Anyway, you can see how this kind of setup would be really appealing to someone who did not want to spend multiple hours inside a car dealer in order to get a car better-suited to his 2-month road trip. The Volvo subscription program would have made that into a trivial phone call or website visit.
But! Volvo is stepping outside the genre that defines how cars are distributed. More for business than aesthetic reasons I’m sure, some of their dealers sued to stop this program. They’re not hyped about Volvo building a direct-to-consumer (D2C) capacity that cuts dealers out of the relationship. The better Volvo gets at creating a compelling D2C experience, the less dealers are needed.
Additionally, some car buyers are going to look at the specifics of Volvo’s subscription program and laugh, probably with a healthy dose of scornfulness reverberating through their laughter. “$900 a month and I don’t even own the car!?!?! That’s like buying one iPad Pro a month but I never own the 12 iPads I’d have after a year!! I’ll have some of what you’re smoking, please.”
It’s reasonable to assume they’re laughing at what they see as a piss-poor value. But I can assure you they are also laughing at what they see as an unacceptable departure from the genre of how cars are distributed.
We seem to be straying away from the idea of MRR, but we’re not because, again, this tension between MRR and custom/1-off project profitability is about genres almost as much as it’s about business models.

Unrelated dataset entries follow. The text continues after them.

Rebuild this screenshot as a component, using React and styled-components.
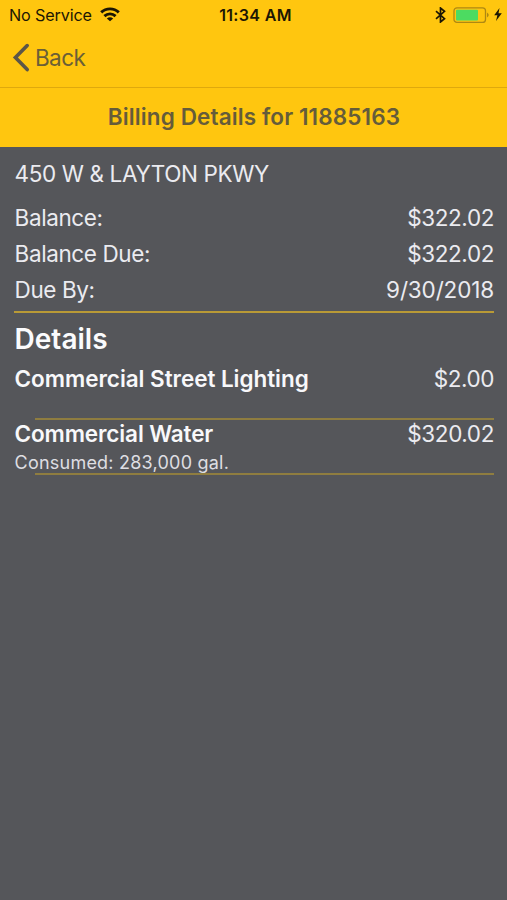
import styled, { createGlobalStyle } from 'styled-components'

const GlobalStyle = createGlobalStyle`
    * {
        box-sizing: border-box;
    }

    body {
        margin: 0;
        background-color: #55565a;
        font-family: Inter, "Liberation Sans", sans-serif;
    }
`

const Screen = styled.main`
    width: 507px;
    height: 900px;
    overflow: hidden;
    background-color: #55565a;
    color: #ebebf0;
`

const NavHeader = styled.header`
    height: 88px;
    background-color: #ffc60f;
    border-bottom: 1px solid #dfa90d;
`

const StatusBar = styled.div`
    display: grid;
    grid-template-columns: 1fr auto 1fr;
    align-items: center;
    height: 29px;
    padding: 0 5px 0 9px;
    color: #1c1704;
`

const StatusGroup = styled.div`
    display: flex;
    align-items: center;
    justify-content: ${props => props.$end ? 'flex-end' : 'flex-start'};
`

const Text = styled.span`
    font-size: ${props => props.$size || 22.5}px;
    font-weight: ${props => props.$weight || 400};
    letter-spacing: ${props => props.$spacing || 0}px;
    white-space: nowrap;
`

const WifiIcon = styled.svg`
    width: 20px;
    height: 15px;
    margin-left: 8px;
`

const BluetoothIcon = styled.svg`
    width: 11px;
    height: 16px;
    margin-right: 7px;
`

const BatteryIcon = styled.svg`
    width: 37px;
    height: 18px;
`

const BoltIcon = styled.svg`
    width: 8px;
    height: 13px;
    margin-left: 4px;
`

const BackButton = styled.button`
    display: flex;
    align-items: center;
    height: 57px;
    padding: 0 0 0 11px;
    border: none;
    background: none;
    color: #6b5f37;
    font-family: inherit;
`

const BackIcon = styled.svg`
    width: 20px;
    height: 30px;
    margin-right: 4px;
    color: #5c5648;
`

const TitleBar = styled.div`
    display: flex;
    align-items: center;
    justify-content: center;
    height: 59px;
    padding: 0 0 2px 1px;
    background-color: #ffc60f;
    color: #655c3a;
`

const Content = styled.section`
    padding: 8px 13px 0 14px;
`

const Row = styled.div`
    display: flex;
    align-items: center;
    justify-content: space-between;
    height: ${props => props.$height}px;
    padding-left: 0.6px;
`

const Summary = styled.div`
    padding: 8px 0 4px;
    border-bottom: 2px solid #b99a36;
`

const Heading = styled.h2`
    display: flex;
    align-items: center;
    height: 52px;
    margin: 0;
    padding-left: 0.6px;
    color: #fbfbfd;
`

const Item = styled.div`
    height: 53px;
`

const Name = styled(Text)`
    color: #f8f8fa;
    font-weight: 600;
`

const Consumed = styled.div`
    display: flex;
    align-items: center;
    height: 33px;
    padding-left: 0.6px;
    color: #dedee2;
`

const Separator = styled.div`
    height: 2px;
    margin-left: 21px;
    background-color: #8f7d40;
`

const summary = [
    { label: 'Balance:', value: '$322.02', spacing: -0.4 },
    { label: 'Balance Due:', value: '$322.02', spacing: -0.4 },
    { label: 'Due By:', value: '9/30/2018', spacing: -0.15 },
]

const App = () => {
    return (
        <>
            <GlobalStyle />
            <Screen>
                <NavHeader>
                    <StatusBar>
                        <StatusGroup>
                            <Text $size={16.2} $spacing={-0.15}>No Service</Text>
                            <WifiIcon viewBox="0 0 20 15" fill="none" stroke="currentColor" strokeWidth="2.9">
                                <path d="M1.2 5.4C6.1.7 13.9.7 18.8 5.4" />
                                <path d="M4.4 9.1C7.6 6.1 12.4 6.1 15.6 9.1" />
                                <path d="M10 14.2 6.8 11.4Q10 9 13.2 11.4Z" fill="currentColor" stroke="none" />
                            </WifiIcon>
                        </StatusGroup>
                        <Text $size={16} $weight={600} $spacing={0.35}>11:34 AM</Text>
                        <StatusGroup $end>
                            <BluetoothIcon viewBox="0 0 11 16" fill="none" stroke="currentColor" strokeWidth="1.7">
                                <path d="M1 4.2 9.5 11.7 5.5 15V1L9.5 4.3 1 11.8" />
                            </BluetoothIcon>
                            <BatteryIcon viewBox="0 0 37 18">
                                <rect x="1" y="1.8" width="31.5" height="14.6" rx="3" fill="none" stroke="#ae8813" strokeWidth="1.3" />
                                <rect x="3" y="3.8" width="22" height="10.6" rx="1" fill="#4cdb61" />
                                <path d="M34 6.5Q37.5 9 34 11.5Z" fill="#ae8813" />
                            </BatteryIcon>
                            <BoltIcon viewBox="0 0 8 13">
                                <path d="M5.5 0 .2 7.3H3.4L2 13 7.8 5.3H4.5Z" fill="currentColor" />
                            </BoltIcon>
                        </StatusGroup>
                    </StatusBar>
                    <BackButton>
                        <BackIcon viewBox="0 0 20 30" fill="none" stroke="currentColor" strokeWidth="3.6" strokeLinecap="round" strokeLinejoin="miter">
                            <path d="M16.2 2.6 4.4 14.6 16.2 26.6" />
                        </BackIcon>
                        <Text $spacing={-0.6}>Back</Text>
                    </BackButton>
                </NavHeader>
                <TitleBar>
                    <Text $weight={600} $spacing={0.12}>Billing Details for 11885163</Text>
                </TitleBar>
                <Content>
                    <Row $height={36}>
                        <Text $spacing={-0.38}>450 W &amp; LAYTON PKWY</Text>
                    </Row>
                    <Summary>
                        {summary.map(row => (
                            <Row $height={36} key={row.label}>
                                <Text $spacing={-0.4}>{row.label}</Text>
                                <Text $spacing={row.spacing}>{row.value}</Text>
                            </Row>
                        ))}
                    </Summary>
                    <Heading>
                        <Text $size={28} $weight={600} $spacing={0}>Details</Text>
                    </Heading>
                    <Item>
                        <Row $height={26}>
                            <Name $spacing={-0.05}>Commercial Street Lighting</Name>
                            <Text $spacing={-0.45}>$2.00</Text>
                        </Row>
                    </Item>
                    <Separator />
                    <Item>
                        <Row $height={26}>
                            <Name $spacing={-0.13}>Commercial Water</Name>
                            <Text $spacing={-0.4}>$320.02</Text>
                        </Row>
                        <Consumed>
                            <Text $size={18} $spacing={0.22}>Consumed: 283,000 gal.</Text>
                        </Consumed>
                    </Item>
                    <Separator />
                </Content>
            </Screen>
        </>
    )
}

export default App
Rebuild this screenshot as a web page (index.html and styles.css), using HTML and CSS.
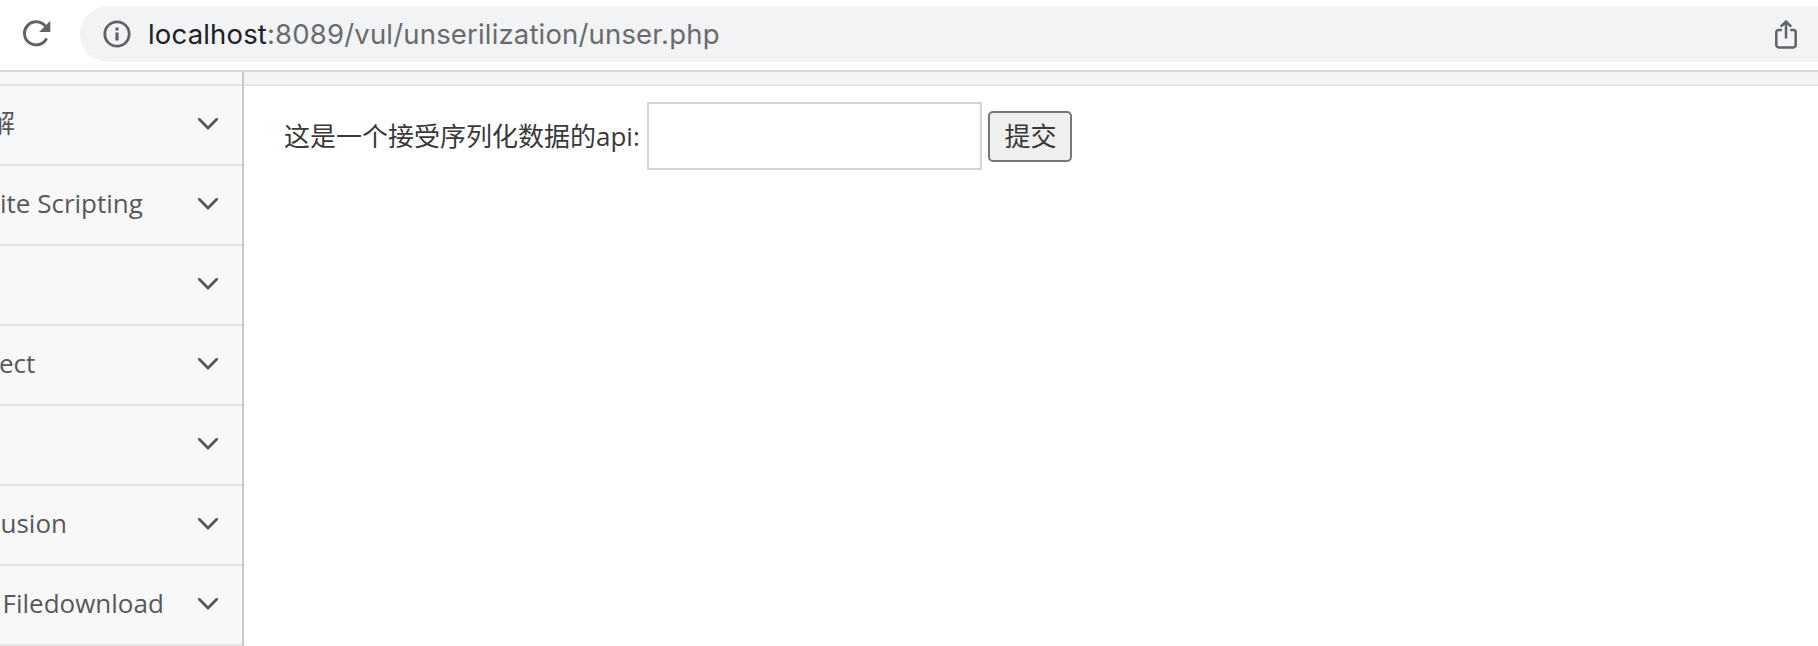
FILE: index.html
```html
<!DOCTYPE html>
<html lang="zh-CN">
<head>
<meta charset="utf-8">
<title>unser.php</title>
<link rel="stylesheet" href="styles.css">
</head>
<body>
<svg class="defs" width="0" height="0">
  <symbol id="chevron" viewBox="0 0 20 12"><path d="M1.3 1.3 10 10 18.7 1.3" fill="none" stroke="#585858" stroke-width="2.7" stroke-linecap="round"/></symbol>
</svg>
<header class="toolbar">
  <svg class="reload" viewBox="0 0 28 28"><path d="M23.6 18.3A11.6 11.6 0 1 1 22.3 6.2" fill="none" stroke="#5f6368" stroke-width="3"/><path d="M27.3.8V12H16.2z" fill="#5f6368"/></svg>
  <div class="address">
    <svg class="info" viewBox="0 0 28 28"><circle cx="14" cy="14" r="12.2" fill="none" stroke="#5f6368" stroke-width="2.8"/><path d="M12.4 7.4h3.2v3h-3.2zM12.4 12.6h3.2v8h-3.2z" fill="#5f6368"/></svg>
    <div class="url"><span class="host">localhost</span><span class="path">:8089/vul/unserilization/unser.php</span></div>
    <svg class="share" viewBox="0 0 22 29"><path d="M6.8 10H3.6a2.3 2.3 0 0 0-2.3 2.3v12.8a2.3 2.3 0 0 0 2.3 2.3h14.8a2.3 2.3 0 0 0 2.3-2.3V12.3a2.3 2.3 0 0 0-2.3-2.3h-3.2M11 18.5V2M5.8 6.7 11 1.6l5.2 5.1" fill="none" stroke="#5f6368" stroke-width="2.5"/></svg>
  </div>
</header>
<div class="page">
  <nav class="sidebar">
    <div class="spacer"></div>
    <div class="item"><span class="label cut-cjk">解</span><svg class="arrow"><use href="#chevron"/></svg></div>
    <div class="item"><span class="label">ite Scripting</span><svg class="arrow"><use href="#chevron"/></svg></div>
    <div class="item"><span class="label"></span><svg class="arrow"><use href="#chevron"/></svg></div>
    <div class="item"><span class="label cut-ect">ect</span><svg class="arrow"><use href="#chevron"/></svg></div>
    <div class="item"><span class="label"></span><svg class="arrow"><use href="#chevron"/></svg></div>
    <div class="item"><span class="label cut-usion">usion</span><svg class="arrow"><use href="#chevron"/></svg></div>
    <div class="item"><span class="label cut-file">Filedownload</span><svg class="arrow"><use href="#chevron"/></svg></div>
  </nav>
  <main class="content">
    <div class="strip"></div>
    <form class="form">
      <label class="caption" for="o">这是一个接受序列化数据的api:</label>
      <input class="field" id="o" type="text">
      <button class="submit" type="button">提交</button>
    </form>
  </main>
</div>
</body>
</html>
```
FILE: styles.css
```css
* { box-sizing: border-box; }
body {
  margin: 0;
  height: 646px;
  overflow: hidden;
  background: #fff;
  font-family: "Open Sans", "Noto Sans CJK SC", sans-serif;
  font-size: 26px;
}
svg { display: block; flex: none; }
.defs { position: absolute; }
.toolbar {
  display: flex;
  align-items: flex-start;
  height: 72px;
  padding: 6px 0 0 22.5px;
  border-bottom: 2px solid #dadada;
}
.reload { width: 28px; height: 28px; margin-top: 14px; }
.address {
  display: flex;
  align-items: center;
  flex: 1;
  height: 56px;
  margin-left: 29.5px;
  padding: 0 21px 0 22.5px;
  border-radius: 28px 0 0 28px;
  background: #f1f3f4;
}
.info { width: 28px; height: 28px; }
.url {
  flex: 1;
  margin-left: 17.5px;
  font: 27.5px/56px Inter, sans-serif;
  letter-spacing: 0.17px;
  white-space: nowrap;
}
.host { color: #202124; }
.path { color: #696b6e; }
.share { width: 22px; height: 29px; margin-top: 1px; }
.page { display: flex; height: 574px; }
.sidebar {
  width: 244px;
  border-right: 2px solid #c8c8c8;
  background: #f8f8f8;
  overflow: hidden;
}
.spacer { height: 14px; border-bottom: 2px solid #e4e4e4; }
.item {
  display: flex;
  align-items: center;
  height: 80px;
  padding-right: 24px;
  border-bottom: 2px solid #e4e4e4;
  color: #585858;
}
.label { flex: 1; line-height: 74px; padding-bottom: 4px; white-space: nowrap; }
.cut-cjk { margin-left: -11px; }
.cut-ect { margin-left: -1px; }
.cut-usion { margin-left: 0.5px; }
.cut-file { margin-left: 2.5px; }
.arrow { width: 20px; height: 12px; margin-top: -2px; }
.content { flex: 1; }
.strip { height: 14px; background: #f4f4f4; border-bottom: 2px solid #e4e4e4; }
.form { display: flex; align-items: center; padding: 16px 0 0 40px; color: #393939; }
.caption { width: 363px; white-space: nowrap; line-height: 68px; }
.field {
  width: 335px;
  height: 68px;
  border: 2px solid #d5d5d5;
  background: #fff;
  font: inherit;
  padding: 8px;
  outline: 0;
}
.submit {
  width: 84px;
  height: 51px;
  margin-left: 6px;
  padding: 0 0 0 1px;
  border: 2px solid #767676;
  border-radius: 5px;
  background: #efefef;
  color: #393939;
  font: inherit;
  line-height: 47px;
}
```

As David points out in his article, there are some purely business aspects to service offerings or entire businesses that use an MRR model. One aspect is that the MRR model can really push you in the direction of hands work and away from the direction of brains work.
Spend a moment thinking about every thing that you pay a monthly or yearly subscription for; things where the billing is opt-out by default rather than opt-in by default. You’ll find several commonalities:
- They tend to be commodities. They might be useful–even indispensable–but they are at some level fungible.

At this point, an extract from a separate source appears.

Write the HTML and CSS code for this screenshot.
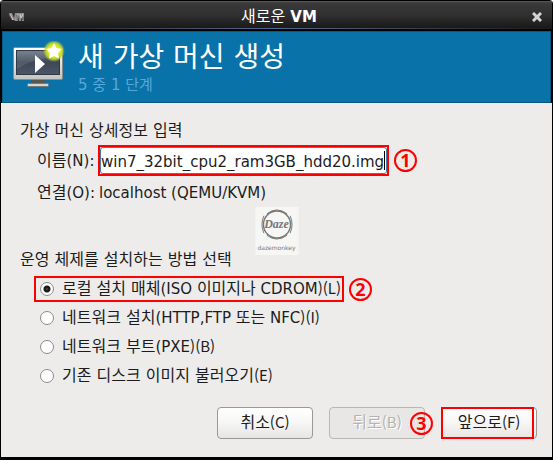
FILE: index.html
```html
<!DOCTYPE html>
<html lang="ko">
<head>
    <meta charset="UTF-8" />
    <meta name="viewport" content="width=device-width, initial-scale=1.0"/>
    <title>새로운 VM</title>
    <link rel="stylesheet" href="styles.css">
</head>
<body>

    <div class="window">
        <!-- Title bar -->
        <div class="titlebar">
            <svg class="app-icon" width="18" height="12" viewBox="0 0 18 12" fill="none">
                <path d="M1 2h3l2 5 1-5h9v8h-2V5l-1 5h-2l-1-5v5H7L6 9H4z" fill="#8b8b8b"/>
                <path d="M2 3l3 6M8 9l2-6M12 3l1 4 2-4" stroke="#cfcfcf"/>
                <path d="M1 3l2 4" stroke="#a5505f"/>
                <path d="M9 4v5M15 6v3" stroke="#555"/>
            </svg>
            <div class="window-title">새로운 <b>VM</b></div>
            <button class="close" type="button" aria-label="닫기">
                <svg width="10" height="10" viewBox="0 0 10 10">
                    <path d="M1 1L9 9M9 1L1 9" stroke="#d4d4d4" stroke-width="3"/>
                </svg>
            </button>
        </div>

        <!-- Wizard header -->
        <div class="header">
            <svg class="monitor" width="54" height="50" viewBox="0 0 54 50">
                <defs>
                    <linearGradient id="frame" x1="0" y1="0" x2="0" y2="1">
                        <stop offset="0" stop-color="#ffffff"/>
                        <stop offset="1" stop-color="#c4c4c0"/>
                    </linearGradient>
                    <linearGradient id="screen" x1="0" y1="0" x2="0" y2="1">
                        <stop offset="0" stop-color="#6a7482"/>
                        <stop offset="0.5" stop-color="#3e4857"/>
                        <stop offset="1" stop-color="#4b5666"/>
                    </linearGradient>
                    <radialGradient id="glow">
                        <stop offset="0.5" stop-color="#e6ec1c"/>
                        <stop offset="0.75" stop-color="#c0d52c" stop-opacity="0.9"/>
                        <stop offset="1" stop-color="#9cc840" stop-opacity="0"/>
                    </radialGradient>
                </defs>
                <path d="M18 39h14v4H18z" fill="#555753"/>
                <rect x="14.5" y="42.5" width="21" height="3" rx="1" fill="#d5d5d2" stroke="#777974"/>
                <rect x="0.5" y="6.5" width="49" height="32" rx="1.5" fill="url(#frame)" stroke="#8a8c88"/>
                <rect x="3.5" y="9.5" width="43" height="24" fill="url(#screen)" stroke="#303846"/>
                <path d="M4 10h42v6Q22 16 4 28z" fill="#fff" opacity="0.1"/>
                <path d="M22 14L32 23L22 32z" fill="#fff"/>
                <circle cx="41" cy="10" r="11" fill="url(#glow)"/>
                <path d="M41 2l2.5 5 5.5 1-4 4 1 5.5-5-2.5-5 2.5 1-5.5-4-4 5.5-1z" fill="#fff"/>
            </svg>
            <div>
                <h1>새 가상 머신 생성</h1>
                <p class="step">5 중 1 단계</p>
            </div>
        </div>

        <form class="content">
            <h2>가상 머신 상세정보 입력</h2>
            <div class="row name-row">
                <label class="label" for="name">이름<span class="latin">(N):</span></label>
                <div class="highlight name-box">
                    <input id="name" type="text" value="win7_32bit_cpu2_ram3GB_hdd20.img">
                    <span class="caret"></span>
                </div>
                <span class="badge">1</span>
            </div>
            <div class="row">
                <span class="label">연결<span class="latin">(O):</span></span>
                <span class="latin connection">localhost (QEMU/KVM)</span>
            </div>

            <!-- Watermark -->
            <div class="watermark">
                <svg width="33" height="34" viewBox="0 0 33 34" fill="none" stroke="#777">
                    <circle cx="16.5" cy="17" r="14" stroke-width="1.5"/>
                    <path d="M6 6Q16 -2 27 6M6 28Q16 36 27 28M3 8Q-1 17 3 26M30 8Q34 17 30 26"/>
                </svg>
                <span class="script">Daze</span>
                <span class="brand">dazemonkey</span>
            </div>

            <h2 class="install-title">운영 체제를 설치하는 방법 선택</h2>
            <div class="options">
                <div class="row">
                    <label class="option highlight"><input type="radio" name="method" checked><span>로컬 설치 매체<span class="latin">(ISO </span>이미지나<span class="latin"> CDROM</span><span class="key">)(L)</span></span></label>
                    <span class="badge">2</span>
                </div>
                <label class="option"><input type="radio" name="method"><span>네트워크 설치<span class="latin">(HTTP,FTP </span>또는<span class="latin"> NFC</span><span class="key">)(I)</span></span></label>
                <label class="option"><input type="radio" name="method"><span>네트워크 부트<span class="latin">(PXE</span><span class="key">)(B)</span></span></label>
                <label class="option"><input type="radio" name="method"><span>기존 디스크 이미지 불러오기<span class="key">(E)</span></span></label>
            </div>

            <div class="actions">
                <button class="btn" type="button">취소<span class="key">(C)</span></button>
                <button class="btn" type="button" disabled>뒤로<span class="key">(B)</span></button>
                <div class="next">
                    <button class="btn" type="button">앞으로<span class="key">(F)</span></button>
                    <span class="badge">3</span>
                </div>
            </div>
        </form>
    </div>

</body>
</html>
```
FILE: styles.css
```css
:root {
    --bg: #edeceb;
    --header: #0872a9;
    --mark: #ff0000;
    --text: #1c1c1c;
}

* {
    box-sizing: border-box;
}

body {
    margin: 0;
    background: #fff;
    color: var(--text);
    font-family: "DejaVu Sans", "Noto Sans CJK KR", sans-serif;
    font-size: 16px;
    line-height: 24px;
}

h1, h2, p {
    margin: 0;
    font-weight: 400;
}

h2 {
    font-size: 16px;
    line-height: 24px;
}

/* Latin letters run a little smaller than the Hangul beside them */
.latin {
    font-size: 15px;
}

/* Shortcut letter with narrow brackets */
.key {
    font-family: "Noto Sans CJK KR", sans-serif;
    font-size: 15px;
    line-height: 20px;
}

.window {
    background: #000;
    border-radius: 4px 4px 0 0;
    padding: 1px 1px 3px;
    overflow: hidden;
}

/* Title bar */
.titlebar {
    display: flex;
    align-items: center;
    height: 30px;
    padding: 2px 10px 0 7px;
    background:
        linear-gradient(to right, #1a1a1a, #536b94 50%, #1a1a1a) 0 27px / 100% 1px no-repeat,
        linear-gradient(#5a5a5a 0, #3a3a3a 2px, #303030 14px, #191919 27px, #000 29px);
    color: #fff;
}

.window-title {
    flex: 1;
    text-align: center;
}

.window-title b {
    font-size: 15px;
}

.close {
    display: flex;
    padding: 0;
    border: 0;
    background: none;
}

/* Blue wizard header */
.header {
    display: flex;
    gap: 11px;
    height: 72px;
    margin: 0 1px;
    padding: 9px 10px;
    background: var(--header);
    border: 1px solid #075984;
    color: #fff;
}

h1 {
    font-size: 28px;
    line-height: 34px;
}

.step {
    color: #55a9da;
    font-size: 15px;
    line-height: 20px;
}

/* Form */
.content {
    position: relative;
    padding: 16px 15px 18px 19px;
    background: var(--bg);
}

.row {
    display: flex;
    align-items: center;
    gap: 5px;
}

.name-row {
    margin: 2px 0 5px;
}

.label {
    width: 73px;
    padding-left: 17px;
    white-space: nowrap;
}

.connection {
    padding-left: 1px;
}

.highlight {
    border: 2px solid var(--mark);
}

.name-box {
    display: flex;
    align-items: center;
    position: relative;
    width: 291px;
}

.name-box input {
    display: block;
    width: 100%;
    height: 27px;
    padding: 2px 3px 0 0;
    border: 1px solid #4a78ad;
    border-radius: 3px;
    outline: 0;
    background: #fff;
    color: var(--text);
    font-family: inherit;
    font-size: 15px;
}

.caret {
    position: absolute;
    right: 2px;
    width: 1px;
    height: 19px;
    background: #000;
}

.badge {
    display: flex;
    align-items: center;
    justify-content: center;
    width: 23px;
    height: 23px;
    padding-bottom: 1px;
    border: 2px solid var(--mark);
    border-radius: 50%;
    color: var(--mark);
    font-family: "Open Sans", sans-serif;
    font-size: 18px;
    font-weight: 700;
    line-height: 18px;
}

.watermark {
    position: absolute;
    top: 104px;
    left: 50%;
    display: flex;
    flex-direction: column;
    align-items: center;
    width: 43px;
    height: 48px;
    padding-top: 1px;
    transform: translateX(-50%);
    background: #f6f6f4;
    color: #777;
}

.script {
    position: absolute;
    top: 9px;
    font-family: "Liberation Serif", serif;
    font-size: 12px;
    font-style: italic;
    font-weight: 700;
    line-height: 16px;
}

.brand {
    font-size: 6px;
    line-height: 14px;
}

.install-title {
    margin-top: 43px;
}

.options {
    display: flex;
    flex-direction: column;
    gap: 3px;
    margin: 4px 0 18px 14px;
}

.option {
    display: flex;
    align-items: center;
    gap: 8px;
    height: 26px;
    padding: 0 6px;
    white-space: nowrap;
}

.option.highlight {
    width: 310px;
    padding: 0 0 0 4px;
}

.option input {
    flex: none;
    appearance: none;
    width: 14px;
    height: 14px;
    margin: 0;
    border: 1px solid #8b8b87;
    border-radius: 50%;
    background: #fff;
}

.option input:checked {
    background: radial-gradient(circle at 50% 50%, #555 0, #111 2px, #222 3px, #fff 4px);
}

/* Bottom buttons */
.actions {
    display: flex;
    justify-content: flex-end;
    gap: 16px;
}

.btn {
    width: 96px;
    height: 32px;
    padding: 0;
    border: 1px solid #999895;
    border-radius: 4px;
    background: linear-gradient(#fff, #f6f6f5 50%, #e6e5e4);
    color: var(--text);
    font-family: inherit;
    font-size: 16px;
    line-height: 24px;
}

.btn:disabled {
    border-color: #b8b7b4;
    background: #e8e7e6;
    color: #b4b3b0;
    text-shadow: 1px 1px #fff;
}

.next {
    position: relative;
}

/* Callout frame drawn over the button */
.next::after {
    content: "";
    position: absolute;
    inset: 0 3px 0 0;
    border: 2px solid var(--mark);
}

.next .badge {
    position: absolute;
    top: 5px;
    left: -31px;
}
```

- They tend to be low price.
- They tend to be digital goods, consumables, or intangible goods, not assets. Remember, a subscription is an open-ended thing, not closed-end like a term loan, lease, or other scheme that has an end date and ownership transfer or release of a lien at the end of the deal. So most subscriptions don’t end up with you owning a tangible thing or asset at some future date.
These commonalities between the things we subscribe to create a set of assumptions. These assumptions are woven into the fabric to the subscription genre, and when you create a service offering using the MRR model, you are inheriting the client assumptions that are part of this genre. Another way to look at this: when you create a service offering using the MRR model, you are sending a signal, and that signal telegraphs the assumptions of the genre.
That’s why your choice of genre matters. The assumptions that come with the genre and the signals it sends aren’t defined entirely by you. They’re also a social/cultural construct, and that stuff can be changed over time–and it does change all by itself–but this change is rarely easy or fast.
The closest thing we have to a rule of thumb here is: if you, your business, or your services don’t fit into a genre, then you need to think long and hard about why. The corollary: The genre you operate within comes with expectations, and you need to think long and hard about whether to violate those expectations.
Sidebar: Isn’t this at odds with the idea specializing and becoming a category of one? Doesn’t this kind of specialization just let you create your own genre?
No. You do that specialization within the genre you choose. Really, the genre is a sort of meta-context around the specialization.
Elon Musk is actually a great example. He gets a raft of shit (from me too!) because he’s not a “conventional” CEO. And so much so that he routinely gets in trouble with regulators.
But in a way, it works, because he–very intentionally, I believe–is working within a different genre than “serious businessperson”. His chosen genre is “iconoclastic genius innovator”. His choice of genre means his wacky CEO behavior–for those that are fans of the “iconoclastic genius innovator” genre–is a feature, not a bug. For the SEC, not so much. They’re not fans of this genre. 🙂
You are not stuck with one genre for the life of your business or the entire span of your career. In fact, I think this is an important point, and one I want to end on.
Different genres are appropriate at different stages of a business’s growth and maturity. This is how I mostly resolve the tension between direct response and brand marketing and between MRR and 1-off/custom project profitability.
None of us–unless you’re literal royalty or the child of a celebrity, in which case what the frack are you doing on my email list–is born as a brand. And definitely none of us is born with economically valuable expertise or a relevant point of view. We have to build these things.
And as we do, we sort of bootstrap our way up a ladder that starts at “competent survival” and hopefully takes us to “thriving in expertise and authority”.
The genre of competent survival has different assumptions and sends different signals than the genre of thriving expert.
I should elaborate on this more, and I probably will later, but I see direct response marketing as most consistent–meaning it doesn’t create a WTF-level misalignment between what you’re doing and the expectations of the genre–with those of us at the competent survival stage of business.
But as your business matures, and as you cultivate a distinct point of view and economically valuable expertise, you move into a different genre.
The Platonic ideal of an expert–the “genre of expert”–is one for whom their expertise is so valuable, and so needed, that they are in a position of considerable strength.
So once you’re within the thriving expert genre, using a lot of direct response marketing tactics sends signals that are inconsistent with the assumptions of the genre. Brand marketing becomes more appropriate for one in the thriving expert genre because there’s less inconsistency between the cultural assumptions about the genre and the signals that brand marketing sends.
A MRR model also sends signals, and the company offering the MRR service doesn’t entirely control what those signals are. Some of the signals are built into the genre, which again, is a social/cultural construct.
What signals does a MRR model send? Two things:
- Reflect again on the patterns you see when you think about all the other stuff you subscribe to in your life. Your buyers might pay $900/mo to subscribe to a car, but they probably don’t, and they probably don’t exist within a wildy different culture than you do, so their assumptions about the subscription genre will be pretty similar to yours.
- Read David’s article. He describes some of the signals that MRR models send: www.davidcbaker.com/why-monthly-recurring-revenue-arrangements-may-not-be-ideal
I think you’ll come away from this question with the same perspective that I do, which is that you should be thoughtful about MRR models, and make sure they don’t send signals or burden you with assumptions that conflict with the genre you want to work within.